My Advice For Beginning Illustrators


"I've decided to throw my hat in the ring and become an illustrator - what should I do?"

I get asked this question all the time and the following are the answers I give. Whether you're just out of school or changing careers you probably have a lot of emotions bouncing around in your head. Hopefully this will give you a few ideas to approach your new career.

1) Make great art! This is my number one and it always will be! Know this: art directors, editors, and art buyers are ALWAYS looking for new fresh quality work. This business isn't like the acting world - only in super rare cases is getting that "big break" going to make your career. It's like this: do great work and you will probably start getting good gigs. This sounds overly simple but I'm constantly surprised when I see artists spending lots of time and money marketing work that doesn't stand on it's own.

It's like trying to ride a bike with a flat tire - sure you can make it move but you'll never gain momentum or coast. I'm not saying don't try. Get on that bike and pedal like a mad man but don't be satisfied with flat tires! Constantly evaluate your work against your heroes. Ask yourself hard questions: Why do I like their work better than mine? What are they doing that I'm not? What are my weaknesses and how can I turn them into strengths. Where am I cutting corners? How long are they spending on a piece of art? (don't know? - find out)

I did this. I asked these hard questions when I almost got kicked out of my college illustration program. I asked these questions in my first years of working as an illustrator. I still ask these questions because I'm still on a quest! I don't want to settle for what I'm currently capable of. You have to get pissed off at your current portfolio if you want it to get better in the future! (can you tell I'm passionate about this :)

2) Show your work. If you're making great art you need to understand that there are clients that will hire you if they know you exist. Marketing unfortunately has gotten much harder but also cheaper. Art directors used to look in a few places to find illustrators so life used to be much simpler. Now there are a zillion places you can pay to display your work. I'm noticing that many illustrators aren't finding great success with paid sites, source books, etc. The most important piece of marketing you can do is start blogging - adding regular new work and communicating using your humanity. If you're making great art others will link to you and share your work. Art directors are looking for and hire quite a few illustrators from blog hopping - I know this because I take the time to ask them.

The old stand by - post cards are still a great use of time and money as well. If you're sending out really good work - your cards will no doubt land on a few desks at the right time and you'll start to see them pay off. Again - what you put on that card matters more than who it's going to - more than a clever phrase - more than credentials - and more than the grades you got or are trying to get.

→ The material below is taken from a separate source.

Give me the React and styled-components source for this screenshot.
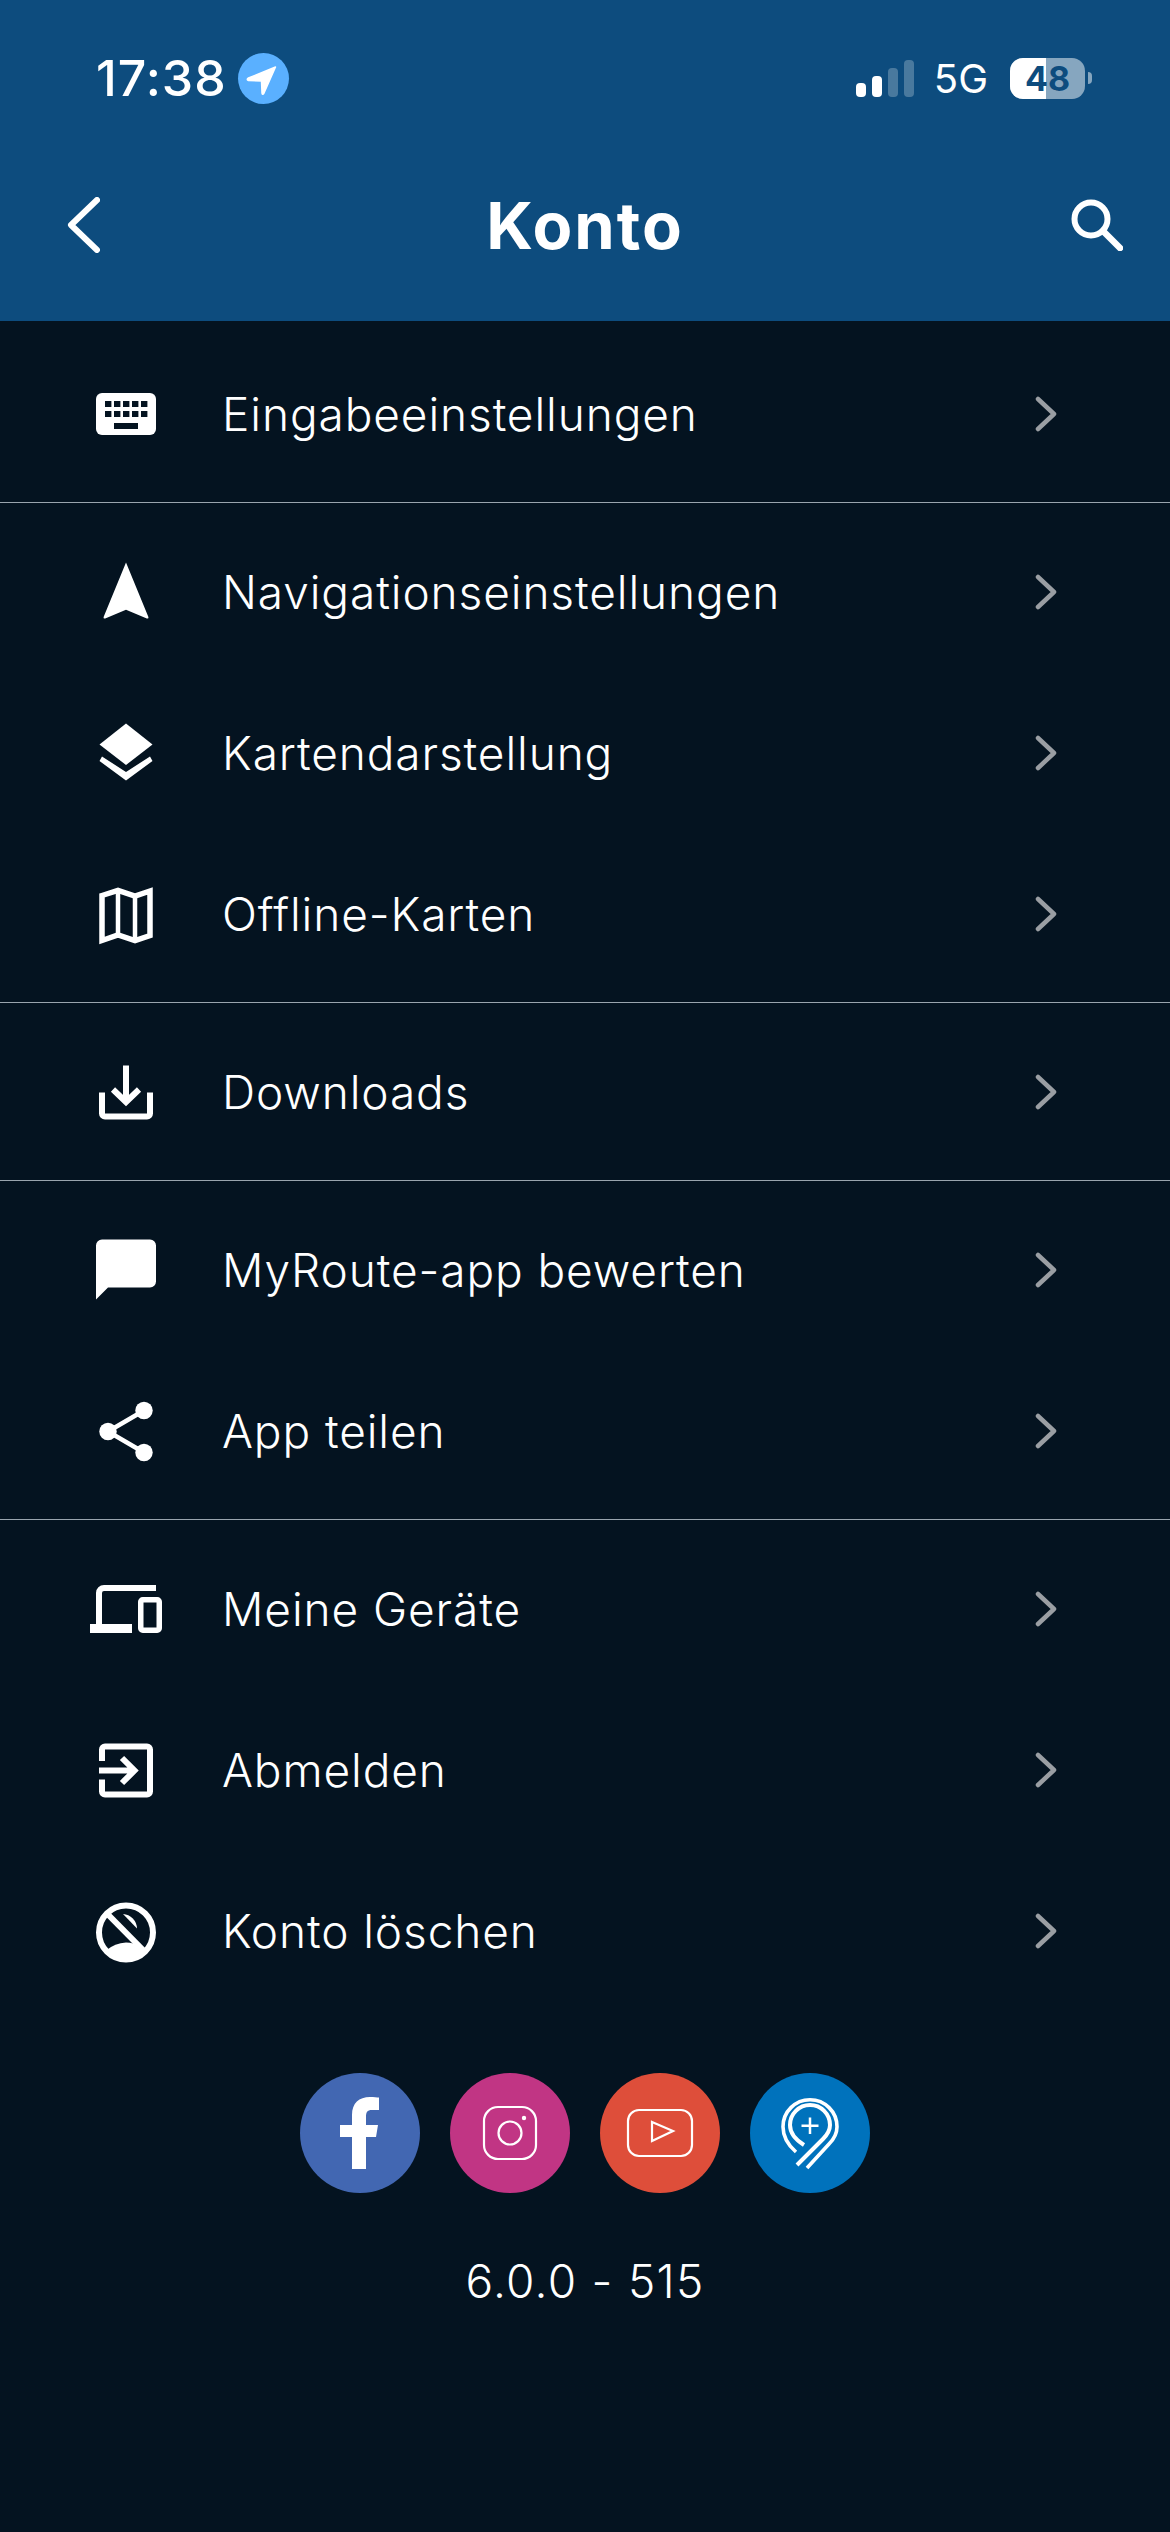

3) Create your own properties. As the publishing world is downsizing from the economy and the proliferation of electronic books - they're creating fewer books and subsequently hiring fewer illustrators. This is both good and bad for illustrators. On one hand it's harder to get commissions - on the other you can now create your own stories and publish them for little to no cost in the form of ebooks and apps. Now you don't have to wait by the phone hoping it will ring with that big job or book deal. Get busy writing and join or form a critique group with like minded people so you can get good honest feedback.

Make relevant apps or ebooks for your audience. It sounds overly simple but simply put - they have to be great. Average, predictable, mediocre aren't words you want used to describe your creations. You have to be honest with your work and only produce properties that you yourself would buy. But don't be paralyzed thinking that you don't have the right or that you're not good enough. You'll learn more by doing than by standing on the sidelines. Get in there and fail. Fail often but learn lessons each time you fail - you're walking aren't you? how did you learn to do that?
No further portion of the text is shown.